• **What the task requires**:
Copy nothing but the text: reproduce each line of the listing exactly and leave the pictures out.

>> begin Supplied material

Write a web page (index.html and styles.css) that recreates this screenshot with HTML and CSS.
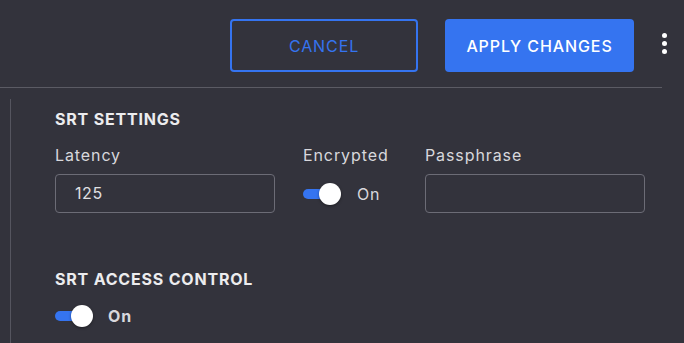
FILE: index.html
```html
<!DOCTYPE html>
<html>
<head>
<meta charset="utf-8">
<link rel="stylesheet" href="styles.css">
</head>
<body>
<div class="header">
  <button class="btn btn-outline">CANCEL</button>
  <button class="btn btn-primary">APPLY CHANGES</button>
  <div class="kebab"><span></span><span></span><span></span></div>
</div>
<div class="divider"></div>
<div class="panel">
  <h2 class="section-title">SRT SETTINGS</h2>
  <div class="fields">
    <div class="field">
      <label class="label">Latency</label>
      <div class="input">125</div>
    </div>
    <div class="field">
      <label class="label">Encrypted</label>
      <div class="toggle-row">
        <div class="toggle"><div class="track"></div><div class="knob"></div></div>
        <span class="toggle-text">On</span>
      </div>
    </div>
    <div class="field">
      <label class="label">Passphrase</label>
      <div class="input"></div>
    </div>
  </div>
  <h2 class="section-title second">SRT ACCESS CONTROL</h2>
  <div class="toggle-row access">
    <div class="toggle"><div class="track"></div><div class="knob"></div></div>
    <span class="toggle-text bold">On</span>
  </div>
</div>
</body>
</html>
```
FILE: styles.css
```css
html, body {
  margin: 0;
  padding: 0;
  background: #33333c;
  font-family: Inter, "Noto Sans", sans-serif;
  color: #dcdcdf;
  overflow: hidden;
  height: 343px;
}
.header {
  display: flex;
  justify-content: flex-end;
  align-items: center;
  padding-top: 19px;
  height: 53px;
}
.btn {
  height: 53px;
  font-family: Inter, sans-serif;
  font-size: 16px;
  border-radius: 4px;
  cursor: pointer;
  box-sizing: border-box;
  letter-spacing: 0.9px;
}
.btn-outline {
  width: 188px;
  background: transparent;
  border: 2px solid #3574f0;
  color: #3574f0;
  font-weight: 400;
  margin-right: 27px;
}
.btn-primary {
  width: 189px;
  background: #3574f0;
  border: none;
  color: #ffffff;
  font-weight: 500;
}
.kebab {
  width: 50px;
  box-sizing: border-box;
  padding-left: 10px;
  display: flex;
  flex-direction: column;
  align-items: center;
  gap: 3px;
  margin-top: -5px;
}
.kebab span {
  width: 5px;
  height: 5px;
  border-radius: 50%;
  background: #ffffff;
}
.divider {
  margin-top: 15px;
  height: 1px;
  background: #5b5b64;
  margin-right: 22px;
}
.panel {
  margin-left: 10px;
  margin-top: 11px;
  border-left: 1px solid #55555f;
  padding-left: 44px;
  padding-top: 10px;
  box-sizing: border-box;
  height: 244px;
}
.section-title {
  margin: 0;
  font-size: 16px;
  font-weight: 700;
  line-height: 20px;
  color: #ececee;
  letter-spacing: 0.8px;
}
.section-title.second {
  margin-top: 56px;
}
.fields {
  display: grid;
  grid-template-columns: 220px 94px 220px;
  column-gap: 28px;
  margin-top: 16px;
}
.field {
  display: flex;
  flex-direction: column;
}
.label {
  font-size: 16px;
  line-height: 20px;
  color: #d8d8dc;
  margin-bottom: 9px;
  letter-spacing: 0.9px;
  white-space: nowrap;
}
.input {
  height: 39px;
  box-sizing: border-box;
  border: 1px solid #6c6c76;
  border-radius: 4px;
  padding-left: 19px;
  font-size: 16px;
  line-height: 37px;
  color: #e0e0e3;
  letter-spacing: 0.6px;
}
.toggle-row {
  display: flex;
  align-items: center;
  height: 39px;
}
.toggle {
  position: relative;
  width: 38px;
  height: 22px;
}
.track {
  position: absolute;
  left: 0;
  top: 6px;
  width: 34px;
  height: 10px;
  border-radius: 5px;
  background: #3574f0;
}
.knob {
  position: absolute;
  right: 0;
  top: 0;
  width: 22px;
  height: 22px;
  border-radius: 50%;
  background: #ffffff;
  box-shadow: 0 1px 3px rgba(0,0,0,0.4);
}
.toggle-text {
  margin-left: 16px;
  font-size: 16px;
  color: #d8d8dc;
  letter-spacing: 0.8px;
}
.toggle-text.bold {
  font-weight: 700;
  margin-left: 15px;
}
.access {
  margin-top: 9px;
  height: 36px;
}
```
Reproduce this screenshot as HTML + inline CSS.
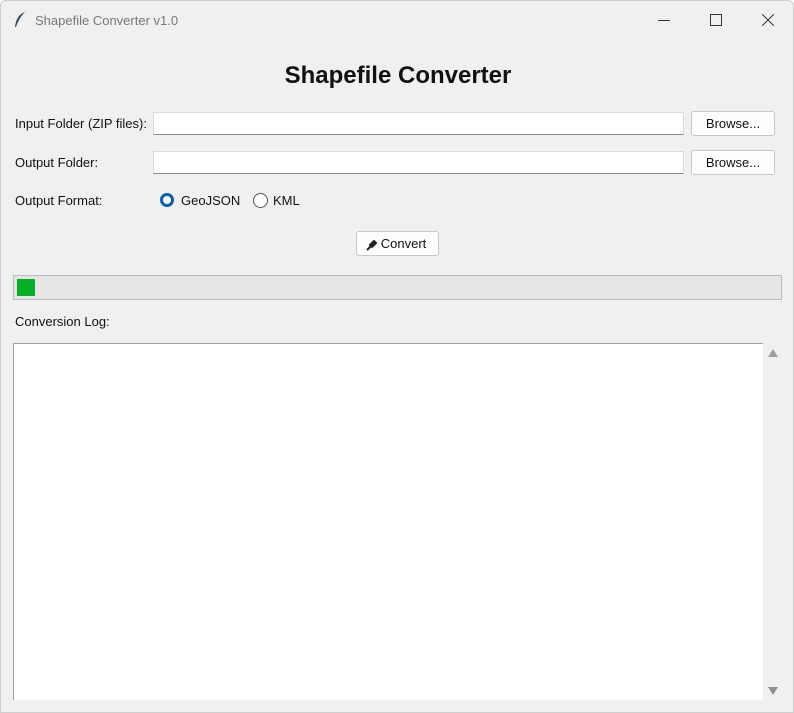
<!DOCTYPE html>
<html><head><meta charset="utf-8"><style>
body{margin:0;width:794px;height:713px;background:#fff;overflow:hidden;font-family:"Liberation Sans",sans-serif;}
.win{position:absolute;left:0;top:0;width:792px;height:711px;border:1px solid #cfcfcf;background:#f0f0f0;border-radius:6px 6px 0 0;}
.a{position:absolute;}
.lbl{font-size:13px;color:#111;}
.entry{background:#fff;border:1px solid #dcdcdc;border-bottom:1px solid #8a8a8a;height:21px;}
.btn{background:#fdfdfd;border:1px solid #c8c8c8;border-radius:3px;font-size:13px;color:#111;text-align:center;box-sizing:border-box;}
</style></head><body>
<div class="win">
<svg class="a" style="left:12px;top:10px" width="14" height="18" viewBox="0 0 14 18"><path d="M12 1 C6 3 3 8 2 16 L3 16 C5 10 8 5 12 1Z" fill="#3a4a5a"/></svg>
<div class="a" style="left:34px;top:12px;font-size:13px;color:#777">Shapefile Converter v1.0</div>
<div class="a" style="left:657px;top:19px;width:12px;height:1px;background:#333"></div>
<div class="a" style="left:709px;top:13px;width:10px;height:10px;border:1px solid #333"></div>
<svg class="a" style="left:761px;top:13px" width="12" height="12"><path d="M0 0L12 12M12 0L0 12" stroke="#333" stroke-width="1"/></svg>
<div class="a" style="left:0;top:61px;width:794px;text-align:center;font-size:24px;font-weight:bold;color:#111">Shapefile Converter</div>
<div class="a lbl" style="left:14px;top:115px">Input Folder (ZIP files):</div>
<div class="a entry" style="left:152px;top:111px;width:529px"></div>
<div class="a btn" style="left:690px;top:110px;width:84px;height:25px;line-height:23px">Browse...</div>
<div class="a lbl" style="left:14px;top:154px">Output Folder:</div>
<div class="a entry" style="left:152px;top:150px;width:529px"></div>
<div class="a btn" style="left:690px;top:149px;width:84px;height:25px;line-height:23px">Browse...</div>
<div class="a lbl" style="left:14px;top:192px">Output Format:</div>
<div class="a" style="left:159px;top:192px;width:8px;height:8px;border:3.5px solid #0a5fb4;border-radius:50%;background:#fff"></div>
<div class="a lbl" style="left:180px;top:192px">GeoJSON</div>
<div class="a" style="left:252px;top:192px;width:13px;height:13px;border:1px solid #555;border-radius:50%;background:#fff"></div>
<div class="a lbl" style="left:272px;top:192px">KML</div>
<div class="a btn" style="left:355px;top:230px;width:83px;height:25px;line-height:23px;padding-left:12px">Convert</div>
<svg class="a" style="left:365px;top:238px" width="12" height="12"><path d="M1 11L5 7M4 6L8 2L10 4L6 8Z" stroke="#222" stroke-width="2" fill="#222"/></svg>
<div class="a" style="left:12px;top:274px;width:767px;height:23px;border:1px solid #bcbcbc;background:#e6e6e6"></div>
<div class="a" style="left:16px;top:278px;width:18px;height:17px;background:#06b025"></div>
<div class="a lbl" style="left:14px;top:313px">Conversion Log:</div>
<div class="a" style="left:12px;top:342px;width:749px;height:356px;background:#fff;border-top:1px solid #a0a0a0;border-left:1px solid #a0a0a0"></div>
<div class="a" style="left:767px;top:348px;width:0;height:0;border-left:5px solid transparent;border-right:5px solid transparent;border-bottom:8px solid #a0a0a0"></div>
<div class="a" style="left:767px;top:686px;width:0;height:0;border-left:5px solid transparent;border-right:5px solid transparent;border-top:8px solid #909090"></div>
</div>
</body></html>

>> end Supplied material

• **Completed task**:
Write a web page (index.html and styles.css) that recreates this screenshot with HTML and CSS.
FILE: index.html
```html
<!DOCTYPE html>
<html>
<head>
<meta charset="utf-8">
<link rel="stylesheet" href="styles.css">
</head>
<body>
<div class="header">
  <button class="btn btn-outline">CANCEL</button>
  <button class="btn btn-primary">APPLY CHANGES</button>
  <div class="kebab"><span></span><span></span><span></span></div>
</div>
<div class="divider"></div>
<div class="panel">
  <h2 class="section-title">SRT SETTINGS</h2>
  <div class="fields">
    <div class="field">
      <label class="label">Latency</label>
      <div class="input">125</div>
    </div>
    <div class="field">
      <label class="label">Encrypted</label>
      <div class="toggle-row">
        <div class="toggle"><div class="track"></div><div class="knob"></div></div>
        <span class="toggle-text">On</span>
      </div>
    </div>
    <div class="field">
      <label class="label">Passphrase</label>
      <div class="input"></div>
    </div>
  </div>
  <h2 class="section-title second">SRT ACCESS CONTROL</h2>
  <div class="toggle-row access">
    <div class="toggle"><div class="track"></div><div class="knob"></div></div>
    <span class="toggle-text bold">On</span>
  </div>
</div>
</body>
</html>
```
FILE: styles.css
```css
html, body {
  margin: 0;
  padding: 0;
  background: #33333c;
  font-family: Inter, "Noto Sans", sans-serif;
  color: #dcdcdf;
  overflow: hidden;
  height: 343px;
}
.header {
  display: flex;
  justify-content: flex-end;
  align-items: center;
  padding-top: 19px;
  height: 53px;
}
.btn {
  height: 53px;
  font-family: Inter, sans-serif;
  font-size: 16px;
  border-radius: 4px;
  cursor: pointer;
  box-sizing: border-box;
  letter-spacing: 0.9px;
}
.btn-outline {
  width: 188px;
  background: transparent;
  border: 2px solid #3574f0;
  color: #3574f0;
  font-weight: 400;
  margin-right: 27px;
}
.btn-primary {
  width: 189px;
  background: #3574f0;
  border: none;
  color: #ffffff;
  font-weight: 500;
}
.kebab {
  width: 50px;
  box-sizing: border-box;
  padding-left: 10px;
  display: flex;
  flex-direction: column;
  align-items: center;
  gap: 3px;
  margin-top: -5px;
}
.kebab span {
  width: 5px;
  height: 5px;
  border-radius: 50%;
  background: #ffffff;
}
.divider {
  margin-top: 15px;
  height: 1px;
  background: #5b5b64;
  margin-right: 22px;
}
.panel {
  margin-left: 10px;
  margin-top: 11px;
  border-left: 1px solid #55555f;
  padding-left: 44px;
  padding-top: 10px;
  box-sizing: border-box;
  height: 244px;
}
.section-title {
  margin: 0;
  font-size: 16px;
  font-weight: 700;
  line-height: 20px;
  color: #ececee;
  letter-spacing: 0.8px;
}
.section-title.second {
  margin-top: 56px;
}
.fields {
  display: grid;
  grid-template-columns: 220px 94px 220px;
  column-gap: 28px;
  margin-top: 16px;
}
.field {
  display: flex;
  flex-direction: column;
}
.label {
  font-size: 16px;
  line-height: 20px;
  color: #d8d8dc;
  margin-bottom: 9px;
  letter-spacing: 0.9px;
  white-space: nowrap;
}
.input {
  height: 39px;
  box-sizing: border-box;
  border: 1px solid #6c6c76;
  border-radius: 4px;
  padding-left: 19px;
  font-size: 16px;
  line-height: 37px;
  color: #e0e0e3;
  letter-spacing: 0.6px;
}
.toggle-row {
  display: flex;
  align-items: center;
  height: 39px;
}
.toggle {
  position: relative;
  width: 38px;
  height: 22px;
}
.track {
  position: absolute;
  left: 0;
  top: 6px;
  width: 34px;
  height: 10px;
  border-radius: 5px;
  background: #3574f0;
}
.knob {
  position: absolute;
  right: 0;
  top: 0;
  width: 22px;
  height: 22px;
  border-radius: 50%;
  background: #ffffff;
  box-shadow: 0 1px 3px rgba(0,0,0,0.4);
}
.toggle-text {
  margin-left: 16px;
  font-size: 16px;
  color: #d8d8dc;
  letter-spacing: 0.8px;
}
.toggle-text.bold {
  font-weight: 700;
  margin-left: 15px;
}
.access {
  margin-top: 9px;
  height: 36px;
}
```
Reproduce this screenshot as HTML + inline CSS.
<!DOCTYPE html>
<html><head><meta charset="utf-8"><style>
body{margin:0;width:794px;height:713px;background:#fff;overflow:hidden;font-family:"Liberation Sans",sans-serif;}
.win{position:absolute;left:0;top:0;width:792px;height:711px;border:1px solid #cfcfcf;background:#f0f0f0;border-radius:6px 6px 0 0;}
.a{position:absolute;}
.lbl{font-size:13px;color:#111;}
.entry{background:#fff;border:1px solid #dcdcdc;border-bottom:1px solid #8a8a8a;height:21px;}
.btn{background:#fdfdfd;border:1px solid #c8c8c8;border-radius:3px;font-size:13px;color:#111;text-align:center;box-sizing:border-box;}
</style></head><body>
<div class="win">
<svg class="a" style="left:12px;top:10px" width="14" height="18" viewBox="0 0 14 18"><path d="M12 1 C6 3 3 8 2 16 L3 16 C5 10 8 5 12 1Z" fill="#3a4a5a"/></svg>
<div class="a" style="left:34px;top:12px;font-size:13px;color:#777">Shapefile Converter v1.0</div>
<div class="a" style="left:657px;top:19px;width:12px;height:1px;background:#333"></div>
<div class="a" style="left:709px;top:13px;width:10px;height:10px;border:1px solid #333"></div>
<svg class="a" style="left:761px;top:13px" width="12" height="12"><path d="M0 0L12 12M12 0L0 12" stroke="#333" stroke-width="1"/></svg>
<div class="a" style="left:0;top:61px;width:794px;text-align:center;font-size:24px;font-weight:bold;color:#111">Shapefile Converter</div>
<div class="a lbl" style="left:14px;top:115px">Input Folder (ZIP files):</div>
<div class="a entry" style="left:152px;top:111px;width:529px"></div>
<div class="a btn" style="left:690px;top:110px;width:84px;height:25px;line-height:23px">Browse...</div>
<div class="a lbl" style="left:14px;top:154px">Output Folder:</div>
<div class="a entry" style="left:152px;top:150px;width:529px"></div>
<div class="a btn" style="left:690px;top:149px;width:84px;height:25px;line-height:23px">Browse...</div>
<div class="a lbl" style="left:14px;top:192px">Output Format:</div>
<div class="a" style="left:159px;top:192px;width:8px;height:8px;border:3.5px solid #0a5fb4;border-radius:50%;background:#fff"></div>
<div class="a lbl" style="left:180px;top:192px">GeoJSON</div>
<div class="a" style="left:252px;top:192px;width:13px;height:13px;border:1px solid #555;border-radius:50%;background:#fff"></div>
<div class="a lbl" style="left:272px;top:192px">KML</div>
<div class="a btn" style="left:355px;top:230px;width:83px;height:25px;line-height:23px;padding-left:12px">Convert</div>
<svg class="a" style="left:365px;top:238px" width="12" height="12"><path d="M1 11L5 7M4 6L8 2L10 4L6 8Z" stroke="#222" stroke-width="2" fill="#222"/></svg>
<div class="a" style="left:12px;top:274px;width:767px;height:23px;border:1px solid #bcbcbc;background:#e6e6e6"></div>
<div class="a" style="left:16px;top:278px;width:18px;height:17px;background:#06b025"></div>
<div class="a lbl" style="left:14px;top:313px">Conversion Log:</div>
<div class="a" style="left:12px;top:342px;width:749px;height:356px;background:#fff;border-top:1px solid #a0a0a0;border-left:1px solid #a0a0a0"></div>
<div class="a" style="left:767px;top:348px;width:0;height:0;border-left:5px solid transparent;border-right:5px solid transparent;border-bottom:8px solid #a0a0a0"></div>
<div class="a" style="left:767px;top:686px;width:0;height:0;border-left:5px solid transparent;border-right:5px solid transparent;border-top:8px solid #909090"></div>
</div>
</body></html>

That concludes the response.